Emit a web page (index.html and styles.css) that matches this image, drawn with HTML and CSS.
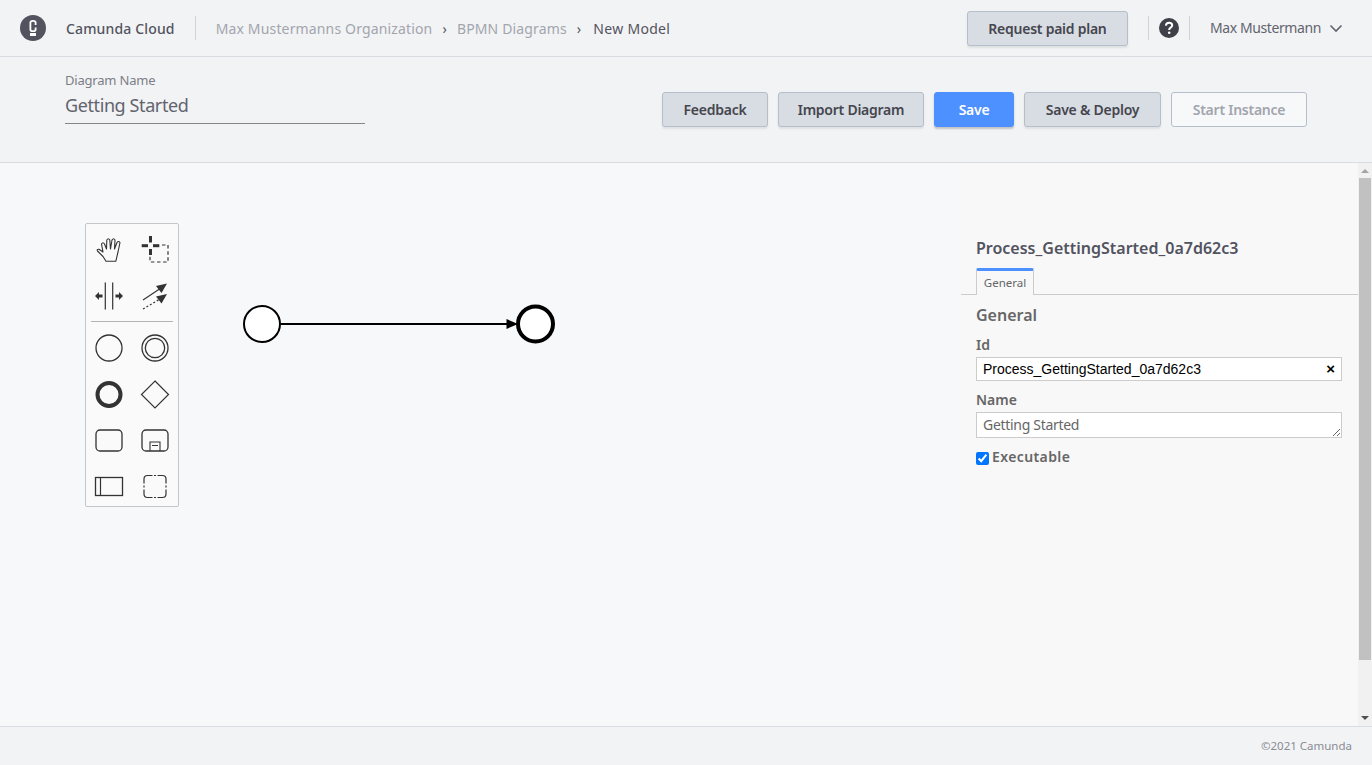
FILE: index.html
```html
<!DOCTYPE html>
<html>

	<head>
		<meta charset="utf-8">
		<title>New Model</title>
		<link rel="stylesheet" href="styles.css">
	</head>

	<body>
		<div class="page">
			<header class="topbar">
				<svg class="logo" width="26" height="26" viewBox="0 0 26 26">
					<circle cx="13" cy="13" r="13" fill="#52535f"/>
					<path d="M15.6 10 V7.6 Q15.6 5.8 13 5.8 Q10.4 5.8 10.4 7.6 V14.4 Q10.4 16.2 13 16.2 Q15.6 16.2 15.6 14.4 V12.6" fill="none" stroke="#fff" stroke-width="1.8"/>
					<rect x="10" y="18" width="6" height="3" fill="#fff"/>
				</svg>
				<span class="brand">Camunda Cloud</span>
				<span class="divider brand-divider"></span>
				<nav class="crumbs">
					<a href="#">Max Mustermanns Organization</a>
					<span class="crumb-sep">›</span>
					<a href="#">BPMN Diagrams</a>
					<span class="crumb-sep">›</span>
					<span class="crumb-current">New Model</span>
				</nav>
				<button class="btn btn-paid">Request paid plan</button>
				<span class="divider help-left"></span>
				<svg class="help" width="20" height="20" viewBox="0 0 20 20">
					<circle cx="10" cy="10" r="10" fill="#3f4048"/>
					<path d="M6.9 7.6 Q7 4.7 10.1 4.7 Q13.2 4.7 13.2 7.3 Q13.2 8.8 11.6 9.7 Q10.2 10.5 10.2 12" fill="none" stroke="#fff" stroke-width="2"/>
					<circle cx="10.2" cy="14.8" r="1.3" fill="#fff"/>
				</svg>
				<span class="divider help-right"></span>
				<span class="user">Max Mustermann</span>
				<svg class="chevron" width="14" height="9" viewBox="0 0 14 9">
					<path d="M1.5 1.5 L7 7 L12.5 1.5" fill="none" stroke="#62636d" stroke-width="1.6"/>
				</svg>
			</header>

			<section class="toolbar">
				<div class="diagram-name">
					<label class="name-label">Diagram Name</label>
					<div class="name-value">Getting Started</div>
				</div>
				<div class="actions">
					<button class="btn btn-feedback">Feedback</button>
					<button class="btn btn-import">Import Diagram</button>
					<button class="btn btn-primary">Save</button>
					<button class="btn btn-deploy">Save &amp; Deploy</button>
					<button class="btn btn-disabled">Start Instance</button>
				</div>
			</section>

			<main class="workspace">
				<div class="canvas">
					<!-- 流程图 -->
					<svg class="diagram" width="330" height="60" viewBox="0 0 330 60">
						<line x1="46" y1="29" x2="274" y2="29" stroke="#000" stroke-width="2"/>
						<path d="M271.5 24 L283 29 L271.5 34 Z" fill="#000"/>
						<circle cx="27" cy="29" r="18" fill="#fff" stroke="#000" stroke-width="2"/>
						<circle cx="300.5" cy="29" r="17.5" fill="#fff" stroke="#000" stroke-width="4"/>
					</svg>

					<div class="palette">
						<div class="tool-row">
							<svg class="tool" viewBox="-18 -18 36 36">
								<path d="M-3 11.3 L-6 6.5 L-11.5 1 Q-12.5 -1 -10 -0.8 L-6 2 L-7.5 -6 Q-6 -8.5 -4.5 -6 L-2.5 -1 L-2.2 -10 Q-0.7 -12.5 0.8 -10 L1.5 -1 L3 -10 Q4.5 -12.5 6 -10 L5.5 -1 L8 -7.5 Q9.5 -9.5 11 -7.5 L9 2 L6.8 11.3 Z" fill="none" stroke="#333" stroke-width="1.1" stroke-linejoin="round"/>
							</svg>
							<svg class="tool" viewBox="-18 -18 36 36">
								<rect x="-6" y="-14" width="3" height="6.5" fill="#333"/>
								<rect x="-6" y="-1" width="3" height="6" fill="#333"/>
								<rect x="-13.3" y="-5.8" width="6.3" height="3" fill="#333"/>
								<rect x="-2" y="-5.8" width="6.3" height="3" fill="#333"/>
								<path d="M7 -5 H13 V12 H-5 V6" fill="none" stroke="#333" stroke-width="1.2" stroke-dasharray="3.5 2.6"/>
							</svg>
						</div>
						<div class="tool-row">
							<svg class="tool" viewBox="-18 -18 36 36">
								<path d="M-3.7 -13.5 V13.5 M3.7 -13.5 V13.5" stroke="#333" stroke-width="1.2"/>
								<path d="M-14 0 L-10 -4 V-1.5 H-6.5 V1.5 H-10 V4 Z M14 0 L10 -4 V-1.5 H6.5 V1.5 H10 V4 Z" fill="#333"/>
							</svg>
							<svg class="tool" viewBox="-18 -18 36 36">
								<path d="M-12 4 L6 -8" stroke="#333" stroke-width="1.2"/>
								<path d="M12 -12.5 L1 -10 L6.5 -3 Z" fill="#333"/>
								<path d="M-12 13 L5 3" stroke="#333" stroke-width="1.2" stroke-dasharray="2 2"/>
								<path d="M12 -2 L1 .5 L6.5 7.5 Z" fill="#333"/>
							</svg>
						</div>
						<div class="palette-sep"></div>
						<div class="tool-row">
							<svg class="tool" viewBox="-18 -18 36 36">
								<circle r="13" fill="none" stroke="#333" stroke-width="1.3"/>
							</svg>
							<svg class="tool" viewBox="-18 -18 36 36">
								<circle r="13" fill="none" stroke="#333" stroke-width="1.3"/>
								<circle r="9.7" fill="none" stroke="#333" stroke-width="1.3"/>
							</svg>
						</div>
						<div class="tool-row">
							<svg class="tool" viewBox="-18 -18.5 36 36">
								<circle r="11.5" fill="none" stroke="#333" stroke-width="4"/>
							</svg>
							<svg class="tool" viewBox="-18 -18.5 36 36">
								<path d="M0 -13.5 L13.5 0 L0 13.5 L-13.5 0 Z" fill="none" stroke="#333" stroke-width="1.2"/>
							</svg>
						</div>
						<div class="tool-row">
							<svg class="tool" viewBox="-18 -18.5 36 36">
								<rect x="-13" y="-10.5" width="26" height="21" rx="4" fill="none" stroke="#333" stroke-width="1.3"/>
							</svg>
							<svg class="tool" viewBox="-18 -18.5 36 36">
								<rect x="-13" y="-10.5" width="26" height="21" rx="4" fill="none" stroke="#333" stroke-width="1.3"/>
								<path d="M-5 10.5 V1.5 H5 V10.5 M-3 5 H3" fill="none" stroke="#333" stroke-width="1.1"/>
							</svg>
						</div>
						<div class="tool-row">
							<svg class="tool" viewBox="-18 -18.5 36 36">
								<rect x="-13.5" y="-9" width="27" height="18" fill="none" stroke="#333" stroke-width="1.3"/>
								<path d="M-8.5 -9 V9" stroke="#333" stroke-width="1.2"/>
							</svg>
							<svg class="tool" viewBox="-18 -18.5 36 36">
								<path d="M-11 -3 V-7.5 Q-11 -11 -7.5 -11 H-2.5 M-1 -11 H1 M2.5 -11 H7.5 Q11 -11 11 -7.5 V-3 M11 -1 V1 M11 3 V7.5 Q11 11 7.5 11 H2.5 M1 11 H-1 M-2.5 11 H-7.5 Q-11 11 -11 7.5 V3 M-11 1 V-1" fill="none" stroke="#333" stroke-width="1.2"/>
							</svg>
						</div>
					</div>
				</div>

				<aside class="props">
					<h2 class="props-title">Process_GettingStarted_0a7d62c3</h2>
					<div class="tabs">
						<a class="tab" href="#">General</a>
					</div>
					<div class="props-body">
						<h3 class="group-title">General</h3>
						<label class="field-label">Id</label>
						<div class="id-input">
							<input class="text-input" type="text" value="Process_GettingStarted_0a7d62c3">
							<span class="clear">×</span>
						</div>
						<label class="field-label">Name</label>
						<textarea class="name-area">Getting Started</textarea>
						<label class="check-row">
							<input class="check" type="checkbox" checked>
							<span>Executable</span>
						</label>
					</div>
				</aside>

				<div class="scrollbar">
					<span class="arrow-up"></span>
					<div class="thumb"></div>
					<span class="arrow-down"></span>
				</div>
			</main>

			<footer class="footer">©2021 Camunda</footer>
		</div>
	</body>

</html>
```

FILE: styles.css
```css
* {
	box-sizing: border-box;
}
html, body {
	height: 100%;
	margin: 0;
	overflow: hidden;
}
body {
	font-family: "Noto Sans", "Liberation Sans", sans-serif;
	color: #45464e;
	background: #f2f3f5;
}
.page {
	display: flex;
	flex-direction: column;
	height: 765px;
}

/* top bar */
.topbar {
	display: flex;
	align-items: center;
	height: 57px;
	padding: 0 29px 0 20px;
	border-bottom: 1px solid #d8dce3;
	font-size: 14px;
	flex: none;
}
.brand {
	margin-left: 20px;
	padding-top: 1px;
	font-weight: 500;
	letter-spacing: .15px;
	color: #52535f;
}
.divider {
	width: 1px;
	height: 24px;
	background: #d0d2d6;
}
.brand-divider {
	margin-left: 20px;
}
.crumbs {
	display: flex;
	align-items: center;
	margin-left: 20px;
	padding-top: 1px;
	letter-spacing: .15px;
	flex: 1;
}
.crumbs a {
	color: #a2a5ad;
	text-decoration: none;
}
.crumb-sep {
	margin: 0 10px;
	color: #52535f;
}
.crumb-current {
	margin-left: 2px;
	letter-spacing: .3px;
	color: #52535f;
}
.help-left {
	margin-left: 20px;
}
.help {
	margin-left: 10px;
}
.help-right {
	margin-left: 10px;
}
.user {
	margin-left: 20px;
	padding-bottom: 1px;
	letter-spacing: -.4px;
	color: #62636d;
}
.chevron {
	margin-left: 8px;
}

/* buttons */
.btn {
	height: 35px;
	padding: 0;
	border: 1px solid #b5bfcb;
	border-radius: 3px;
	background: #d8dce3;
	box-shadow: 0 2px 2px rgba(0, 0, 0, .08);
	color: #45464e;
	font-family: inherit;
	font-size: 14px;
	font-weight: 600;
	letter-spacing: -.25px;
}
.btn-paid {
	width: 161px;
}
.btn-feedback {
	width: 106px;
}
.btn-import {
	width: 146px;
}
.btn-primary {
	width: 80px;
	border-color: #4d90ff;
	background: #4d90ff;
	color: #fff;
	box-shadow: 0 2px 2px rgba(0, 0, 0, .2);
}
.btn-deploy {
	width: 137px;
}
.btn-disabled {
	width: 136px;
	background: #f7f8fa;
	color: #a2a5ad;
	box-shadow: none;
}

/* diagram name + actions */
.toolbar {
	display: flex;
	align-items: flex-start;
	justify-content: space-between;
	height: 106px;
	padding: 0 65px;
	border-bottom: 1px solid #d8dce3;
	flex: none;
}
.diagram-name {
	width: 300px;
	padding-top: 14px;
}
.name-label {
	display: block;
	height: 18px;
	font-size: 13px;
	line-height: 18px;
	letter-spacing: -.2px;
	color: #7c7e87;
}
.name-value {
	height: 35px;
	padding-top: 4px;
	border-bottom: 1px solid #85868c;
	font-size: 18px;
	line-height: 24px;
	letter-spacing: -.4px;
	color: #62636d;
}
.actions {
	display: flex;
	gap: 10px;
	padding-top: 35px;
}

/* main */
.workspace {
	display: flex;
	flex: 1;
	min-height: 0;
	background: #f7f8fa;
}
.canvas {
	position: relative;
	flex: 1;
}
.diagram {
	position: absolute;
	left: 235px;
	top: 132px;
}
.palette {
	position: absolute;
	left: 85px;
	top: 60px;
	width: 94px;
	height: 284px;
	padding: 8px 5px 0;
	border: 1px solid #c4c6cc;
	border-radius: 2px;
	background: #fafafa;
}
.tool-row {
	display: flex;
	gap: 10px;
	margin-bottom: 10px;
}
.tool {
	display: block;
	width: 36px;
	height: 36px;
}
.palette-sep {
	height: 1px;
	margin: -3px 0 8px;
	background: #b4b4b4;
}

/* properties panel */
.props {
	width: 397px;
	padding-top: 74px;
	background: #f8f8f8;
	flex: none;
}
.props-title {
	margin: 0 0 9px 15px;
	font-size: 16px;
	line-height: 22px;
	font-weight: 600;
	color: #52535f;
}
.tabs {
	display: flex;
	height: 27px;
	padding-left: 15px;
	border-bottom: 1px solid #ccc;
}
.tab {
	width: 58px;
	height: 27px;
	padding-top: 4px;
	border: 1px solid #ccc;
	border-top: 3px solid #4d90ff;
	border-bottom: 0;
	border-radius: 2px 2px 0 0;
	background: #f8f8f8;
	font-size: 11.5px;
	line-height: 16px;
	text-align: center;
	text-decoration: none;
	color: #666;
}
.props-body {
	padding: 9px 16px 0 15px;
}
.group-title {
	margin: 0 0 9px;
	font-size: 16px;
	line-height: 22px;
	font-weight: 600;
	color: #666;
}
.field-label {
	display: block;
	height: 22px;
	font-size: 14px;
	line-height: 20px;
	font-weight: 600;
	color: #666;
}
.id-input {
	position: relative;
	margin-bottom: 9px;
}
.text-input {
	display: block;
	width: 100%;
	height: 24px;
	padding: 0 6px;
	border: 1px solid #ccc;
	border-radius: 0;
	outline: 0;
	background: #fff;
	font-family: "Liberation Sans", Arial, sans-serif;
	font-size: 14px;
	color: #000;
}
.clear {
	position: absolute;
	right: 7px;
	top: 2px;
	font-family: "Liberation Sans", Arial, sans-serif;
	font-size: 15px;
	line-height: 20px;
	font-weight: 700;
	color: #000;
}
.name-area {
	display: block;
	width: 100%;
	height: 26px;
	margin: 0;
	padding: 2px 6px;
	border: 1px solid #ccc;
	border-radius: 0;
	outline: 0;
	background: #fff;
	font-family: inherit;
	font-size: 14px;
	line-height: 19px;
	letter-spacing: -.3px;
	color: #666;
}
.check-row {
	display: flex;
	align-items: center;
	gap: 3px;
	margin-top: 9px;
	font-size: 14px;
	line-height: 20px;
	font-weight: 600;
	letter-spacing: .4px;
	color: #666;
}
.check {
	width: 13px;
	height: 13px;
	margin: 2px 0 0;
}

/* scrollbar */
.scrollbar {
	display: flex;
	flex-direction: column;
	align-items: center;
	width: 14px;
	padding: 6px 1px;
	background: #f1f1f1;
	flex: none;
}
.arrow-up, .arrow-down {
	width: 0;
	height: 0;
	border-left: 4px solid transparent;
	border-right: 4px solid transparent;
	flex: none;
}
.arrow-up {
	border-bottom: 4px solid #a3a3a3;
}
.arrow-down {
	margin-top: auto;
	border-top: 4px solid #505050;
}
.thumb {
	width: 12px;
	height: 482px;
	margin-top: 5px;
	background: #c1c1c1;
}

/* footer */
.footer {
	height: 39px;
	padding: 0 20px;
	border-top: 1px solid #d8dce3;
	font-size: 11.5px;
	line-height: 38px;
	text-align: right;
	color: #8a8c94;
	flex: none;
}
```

---*---

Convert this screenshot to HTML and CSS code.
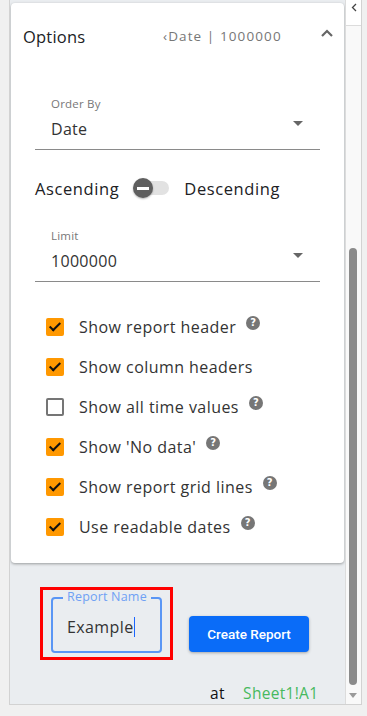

---*---

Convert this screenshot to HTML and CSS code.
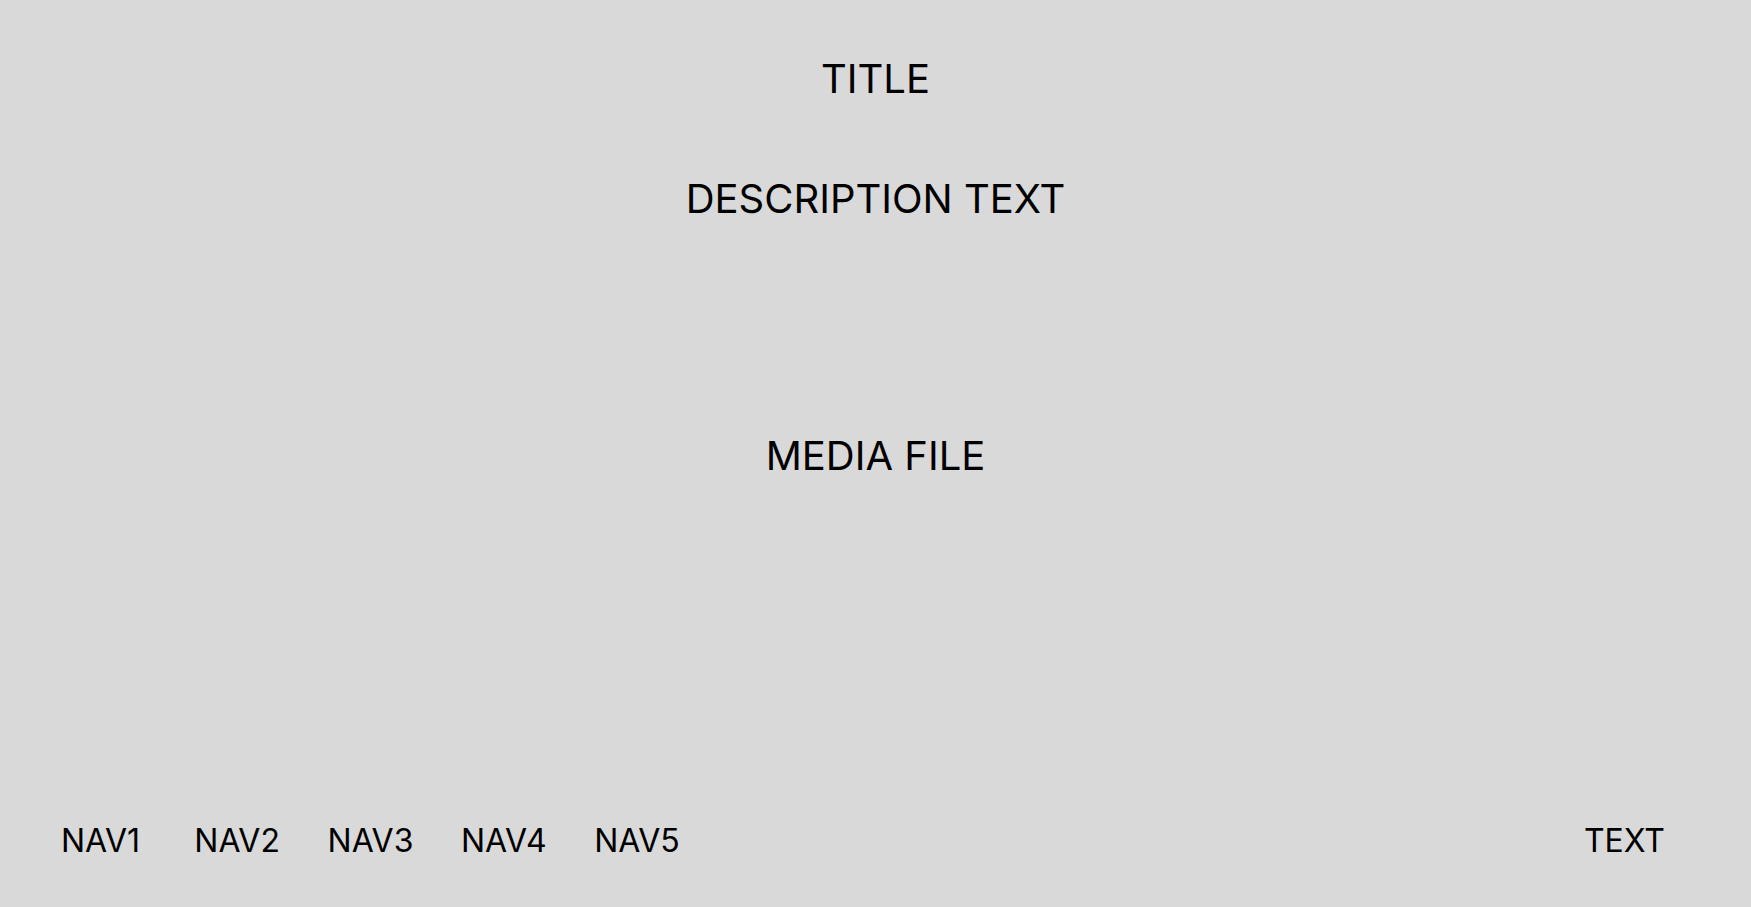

---*---

**Job**
Find every line in the records above that contains the word "styles", and copy each one.

**Task solution**
Emit a web page (index.html and styles.css) that matches this image, drawn with HTML and CSS.
		<link rel="stylesheet" href="styles.css">
FILE: styles.css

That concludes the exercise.